--- Begin RECORDED DATA ---

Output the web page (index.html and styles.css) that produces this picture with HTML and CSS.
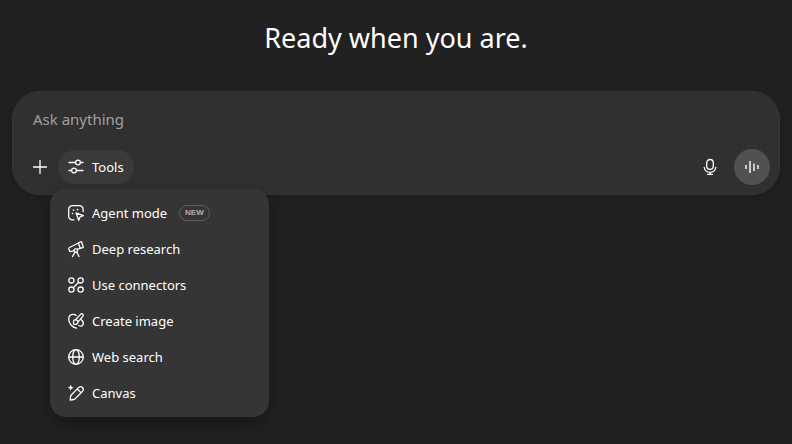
FILE: index.html
```html
<!DOCTYPE html>
<html lang="en">
<head>
    <meta charset="UTF-8">
    <meta name="viewport" content="width=device-width, initial-scale=1.0">
    <title>New chat</title>
    <link rel="stylesheet" href="styles.css">
</head>
<body>
    <main class="page">
        <h1>Ready when you are.</h1>

        <form class="composer">
            <input type="text" class="prompt" placeholder="Ask anything" aria-label="Ask anything">
            <div class="toolbar">
                <button type="button" class="icon-button" aria-label="Add files">
                    <svg class="icon" viewBox="0 0 16 16"><path d="M8 1.500v13M1.500 8h13"/></svg>
                </button>
                <div class="tools">
                    <button type="button" class="tools-button" aria-expanded="true">
                        <svg class="icon" viewBox="0 0 16 16"><path d="M1 3.500h6.500M12.500 3.500H15M1 11.500h2.500M8.500 11.500H15"/><circle cx="10" cy="3.500" r="2.400"/><circle cx="6" cy="11.500" r="2.400"/></svg>
                        Tools
                    </button>
                    <div class="menu">
                        <button type="button" class="menu-item">
                            <svg class="icon" viewBox="0 0 16 16"><path d="M6 14.800H4.300A3.600 3.600 0 0 1 .7 11.200V4.300A3.600 3.600 0 0 1 4.300.7h7.200a3.600 3.600 0 0 1 3.600 3.600V6.500"/><path d="M8 7.800l7.300 2.900-3.300 1.300-1.300 3.300z"/><path class="dots" d="M5.500 5v.3M9.500 4.500v.3M4.500 8.500h.1"/></svg>
                            Agent mode
                            <span class="badge">NEW</span>
                        </button>
                        <button type="button" class="menu-item">
                            <svg class="icon" viewBox="0 0 16 16"><path d="M10.400 2l2.200-1.200c.5-.2.900-.1 1.100.4l1.500 4.500c.2.500 0 .9-.5 1l-2.500.6zM10.400 2L1.500 6.500a1.200 1.200 0 0 0-.7 1.500l.7 1.800a1.200 1.200 0 0 0 1.500.7l3-.9M9.500 8.200l2.700-.9"/><circle cx="7.800" cy="9.600" r="1.800"/><path d="M6.800 11.300l-2.200 4.200M8.800 11.300l2.200 4.200"/></svg>
                            Deep research
                        </button>
                        <button type="button" class="menu-item">
                            <svg class="icon" viewBox="0 0 16 16"><circle cx="3.400" cy="3.400" r="2.600"/><circle cx="12.600" cy="3.400" r="2.600"/><circle cx="3.400" cy="12.600" r="2.600"/><circle cx="12.600" cy="12.600" r="2.600"/><path d="M10.700 5.300l-5.400 5.400"/></svg>
                            Use connectors
                        </button>
                        <button type="button" class="menu-item">
                            <svg class="icon" viewBox="0 0 16 16"><path d="M8.500 15.200C4.300 14.300.7 10.500.7 6 .7 3 2.500 1.300 5 1.300c1.300 0 2.300.4 3.200 1.100"/><path d="M7.500 6.800l4.800-5.200c.8-.9 1.700-1.200 2.400-.6.800.6.700 1.500.1 2.400L10.300 8.600"/><path d="M5.500 11c.5-.7-.2-1.500 0-2.600.2-1.200 1.200-1.900 2.400-1.600 1.600.4 2.600 1.900 1.900 3.100-.8 1.400-2.800 1.800-4.300 1.100z"/><path d="M13 6.500c2 1.400 2.600 3.400 2.100 5-.5 1.800-2.300 2-4.300 1"/></svg>
                            Create image
                        </button>
                        <button type="button" class="menu-item">
                            <svg class="icon" viewBox="0 0 16 16"><circle cx="8" cy="8" r="7.300"/><ellipse cx="8" cy="8" rx="3.300" ry="7.300"/><path d="M.7 8h14.600"/></svg>
                            Web search
                        </button>
                        <button type="button" class="menu-item">
                            <svg class="icon" viewBox="0 0 16 16"><path d="M2.200 15.200l.4-3.800c.1-.7.400-1.200.9-1.700l7.300-7.300a2.700 2.700 0 0 1 3.800 3.800l-7.300 7.400c-.5.500-1 .8-1.600.9zM9.400 4l3.600 3.600"/><path class="spark" d="M2.700-.3l.9 2.100 2.100.9-2.100.9-.9 2.100-.9-2.100-2.100-.9 2.100-.9z"/></svg>
                            Canvas
                        </button>
                    </div>
                </div>
                <button type="button" class="icon-button dictate" aria-label="Dictate">
                    <svg class="icon" viewBox="0 0 16 16"><rect x="4.700" y="0.500" width="6.600" height="9.800" rx="3.300"/><path d="M2.200 8.500a5.900 5.900 0 0 0 11.600 0M8 13.300v2M5.500 15.300h5"/></svg>
                </button>
                <button type="button" class="icon-button voice" aria-label="Voice mode">
                    <svg class="icon" viewBox="0 0 16 16"><path d="M2 6v4M6 2v12M10 4.500v7.500M14 6v4"/></svg>
                </button>
            </div>
        </form>
    </main>
</body>
</html>
```

FILE: styles.css
```css
* {
    box-sizing: border-box;
}

body {
    margin: 0;
    min-height: 100vh;
    background-color: #212121;
    color: #fff;
    font-family: "Segoe UI", "Noto Sans", sans-serif;
    font-size: 13px;
}

.page {
    padding: 18px 12px;
}

h1 {
    margin: 0 0 33px;
    font-size: 27px;
    font-weight: 400;
    line-height: 40px;
    text-align: center;
}

button,
input {
    border: none;
    background: none;
    color: inherit;
    font-family: inherit;
    font-size: inherit;
}

button {
    cursor: pointer;
}

.icon {
    flex: none;
    width: 16px;
    height: 16px;
    overflow: visible;
    fill: none;
    stroke: currentColor;
    stroke-width: 1.3;
    stroke-linecap: round;
    stroke-linejoin: round;
}

.composer {
    padding: 8px 9px;
    border: 1px solid #353535;
    border-radius: 28px;
    background-color: #303030;
    box-shadow: 0 4px 12px rgba(0, 0, 0, 0.15);
}

.prompt {
    display: block;
    width: 100%;
    height: 38px;
    padding: 0 11px;
    font-size: 15px;
    outline: none;
}

.prompt::placeholder {
    color: #a0a0a0;
}

.toolbar {
    display: flex;
    align-items: center;
    height: 48px;
    padding-top: 10px;
}

.icon-button {
    display: flex;
    align-items: center;
    justify-content: center;
    width: 36px;
    height: 36px;
    padding: 0;
    border-radius: 50%;
}

.tools {
    position: relative;
}

.tools-button {
    display: flex;
    align-items: center;
    gap: 8px;
    height: 34px;
    padding: 0 10px;
    border-radius: 17px;
    background-color: #3a3a3a;
}

.menu {
    position: absolute;
    top: 100%;
    left: -8px;
    width: 219px;
    margin-top: 5px;
    padding: 6px;
    border-radius: 16px;
    background-color: #353535;
    box-shadow: 0 8px 16px rgba(0, 0, 0, 0.3);
}

.menu-item {
    display: flex;
    align-items: center;
    gap: 8px;
    width: 100%;
    height: 36px;
    padding: 0 12px;
    border-radius: 10px;
}

.dots {
    stroke-width: 1.6;
}

.spark {
    fill: currentColor;
    stroke: none;
}

.badge {
    margin-left: 4px;
    padding: 0 5px;
    border: 1px solid #5c5c5c;
    border-radius: 8px;
    color: #afafaf;
    font-family: "Liberation Sans", sans-serif;
    font-size: 8px;
    font-weight: 700;
    line-height: 14px;
}

.dictate {
    margin-left: auto;
    margin-right: 6px;
}

.voice {
    background-color: #515151;
    color: #c8c8c8;
}

.voice .icon {
    stroke-width: 2;
    stroke-linecap: butt;
}
```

--- End RECORDED DATA ---

**TASK TO COMPLETE:** Reproduce the listing above exactly, excluding all pictures.

**SOLUTION FOR THIS EXERCISE:**
Output the web page (index.html and styles.css) that produces this picture with HTML and CSS.
FILE: index.html
```html
<!DOCTYPE html>
<html lang="en">
<head>
    <meta charset="UTF-8">
    <meta name="viewport" content="width=device-width, initial-scale=1.0">
    <title>New chat</title>
    <link rel="stylesheet" href="styles.css">
</head>
<body>
    <main class="page">
        <h1>Ready when you are.</h1>

        <form class="composer">
            <input type="text" class="prompt" placeholder="Ask anything" aria-label="Ask anything">
            <div class="toolbar">
                <button type="button" class="icon-button" aria-label="Add files">
                    <svg class="icon" viewBox="0 0 16 16"><path d="M8 1.500v13M1.500 8h13"/></svg>
                </button>
                <div class="tools">
                    <button type="button" class="tools-button" aria-expanded="true">
                        <svg class="icon" viewBox="0 0 16 16"><path d="M1 3.500h6.500M12.500 3.500H15M1 11.500h2.500M8.500 11.500H15"/><circle cx="10" cy="3.500" r="2.400"/><circle cx="6" cy="11.500" r="2.400"/></svg>
                        Tools
                    </button>
                    <div class="menu">
                        <button type="button" class="menu-item">
                            <svg class="icon" viewBox="0 0 16 16"><path d="M6 14.800H4.300A3.600 3.600 0 0 1 .7 11.200V4.300A3.600 3.600 0 0 1 4.300.7h7.200a3.600 3.600 0 0 1 3.600 3.600V6.500"/><path d="M8 7.800l7.300 2.900-3.300 1.300-1.300 3.300z"/><path class="dots" d="M5.500 5v.3M9.500 4.500v.3M4.500 8.500h.1"/></svg>
                            Agent mode
                            <span class="badge">NEW</span>
                        </button>
                        <button type="button" class="menu-item">
                            <svg class="icon" viewBox="0 0 16 16"><path d="M10.400 2l2.200-1.200c.5-.2.900-.1 1.100.4l1.500 4.500c.2.500 0 .9-.5 1l-2.500.6zM10.400 2L1.500 6.500a1.200 1.200 0 0 0-.7 1.500l.7 1.800a1.200 1.200 0 0 0 1.500.7l3-.9M9.500 8.200l2.700-.9"/><circle cx="7.800" cy="9.600" r="1.800"/><path d="M6.800 11.300l-2.200 4.200M8.800 11.300l2.200 4.200"/></svg>
                            Deep research
                        </button>
                        <button type="button" class="menu-item">
                            <svg class="icon" viewBox="0 0 16 16"><circle cx="3.400" cy="3.400" r="2.600"/><circle cx="12.600" cy="3.400" r="2.600"/><circle cx="3.400" cy="12.600" r="2.600"/><circle cx="12.600" cy="12.600" r="2.600"/><path d="M10.700 5.300l-5.400 5.400"/></svg>
                            Use connectors
                        </button>
                        <button type="button" class="menu-item">
                            <svg class="icon" viewBox="0 0 16 16"><path d="M8.500 15.200C4.300 14.300.7 10.500.7 6 .7 3 2.500 1.300 5 1.300c1.300 0 2.300.4 3.200 1.100"/><path d="M7.500 6.800l4.800-5.200c.8-.9 1.700-1.200 2.400-.6.800.6.700 1.500.1 2.400L10.300 8.600"/><path d="M5.500 11c.5-.7-.2-1.500 0-2.600.2-1.200 1.200-1.900 2.400-1.600 1.600.4 2.600 1.900 1.900 3.100-.8 1.400-2.800 1.800-4.300 1.100z"/><path d="M13 6.500c2 1.400 2.600 3.400 2.100 5-.5 1.800-2.300 2-4.300 1"/></svg>
                            Create image
                        </button>
                        <button type="button" class="menu-item">
                            <svg class="icon" viewBox="0 0 16 16"><circle cx="8" cy="8" r="7.300"/><ellipse cx="8" cy="8" rx="3.300" ry="7.300"/><path d="M.7 8h14.600"/></svg>
                            Web search
                        </button>
                        <button type="button" class="menu-item">
                            <svg class="icon" viewBox="0 0 16 16"><path d="M2.200 15.200l.4-3.800c.1-.7.400-1.200.9-1.700l7.300-7.300a2.700 2.700 0 0 1 3.800 3.800l-7.300 7.400c-.5.500-1 .8-1.600.9zM9.400 4l3.600 3.600"/><path class="spark" d="M2.700-.3l.9 2.100 2.100.9-2.100.9-.9 2.100-.9-2.100-2.100-.9 2.100-.9z"/></svg>
                            Canvas
                        </button>
                    </div>
                </div>
                <button type="button" class="icon-button dictate" aria-label="Dictate">
                    <svg class="icon" viewBox="0 0 16 16"><rect x="4.700" y="0.500" width="6.600" height="9.800" rx="3.300"/><path d="M2.200 8.500a5.900 5.900 0 0 0 11.600 0M8 13.300v2M5.500 15.300h5"/></svg>
                </button>
                <button type="button" class="icon-button voice" aria-label="Voice mode">
                    <svg class="icon" viewBox="0 0 16 16"><path d="M2 6v4M6 2v12M10 4.500v7.500M14 6v4"/></svg>
                </button>
            </div>
        </form>
    </main>
</body>
</html>
```

FILE: styles.css
```css
* {
    box-sizing: border-box;
}

body {
    margin: 0;
    min-height: 100vh;
    background-color: #212121;
    color: #fff;
    font-family: "Segoe UI", "Noto Sans", sans-serif;
    font-size: 13px;
}

.page {
    padding: 18px 12px;
}

h1 {
    margin: 0 0 33px;
    font-size: 27px;
    font-weight: 400;
    line-height: 40px;
    text-align: center;
}

button,
input {
    border: none;
    background: none;
    color: inherit;
    font-family: inherit;
    font-size: inherit;
}

button {
    cursor: pointer;
}

.icon {
    flex: none;
    width: 16px;
    height: 16px;
    overflow: visible;
    fill: none;
    stroke: currentColor;
    stroke-width: 1.3;
    stroke-linecap: round;
    stroke-linejoin: round;
}

.composer {
    padding: 8px 9px;
    border: 1px solid #353535;
    border-radius: 28px;
    background-color: #303030;
    box-shadow: 0 4px 12px rgba(0, 0, 0, 0.15);
}

.prompt {
    display: block;
    width: 100%;
    height: 38px;
    padding: 0 11px;
    font-size: 15px;
    outline: none;
}

.prompt::placeholder {
    color: #a0a0a0;
}

.toolbar {
    display: flex;
    align-items: center;
    height: 48px;
    padding-top: 10px;
}

.icon-button {
    display: flex;
    align-items: center;
    justify-content: center;
    width: 36px;
    height: 36px;
    padding: 0;
    border-radius: 50%;
}

.tools {
    position: relative;
}

.tools-button {
    display: flex;
    align-items: center;
    gap: 8px;
    height: 34px;
    padding: 0 10px;
    border-radius: 17px;
    background-color: #3a3a3a;
}

.menu {
    position: absolute;
    top: 100%;
    left: -8px;
    width: 219px;
    margin-top: 5px;
    padding: 6px;
    border-radius: 16px;
    background-color: #353535;
    box-shadow: 0 8px 16px rgba(0, 0, 0, 0.3);
}

.menu-item {
    display: flex;
    align-items: center;
    gap: 8px;
    width: 100%;
    height: 36px;
    padding: 0 12px;
    border-radius: 10px;
}

.dots {
    stroke-width: 1.6;
}

.spark {
    fill: currentColor;
    stroke: none;
}

.badge {
    margin-left: 4px;
    padding: 0 5px;
    border: 1px solid #5c5c5c;
    border-radius: 8px;
    color: #afafaf;
    font-family: "Liberation Sans", sans-serif;
    font-size: 8px;
    font-weight: 700;
    line-height: 14px;
}

.dictate {
    margin-left: auto;
    margin-right: 6px;
}

.voice {
    background-color: #515151;
    color: #c8c8c8;
}

.voice .icon {
    stroke-width: 2;
    stroke-linecap: butt;
}
```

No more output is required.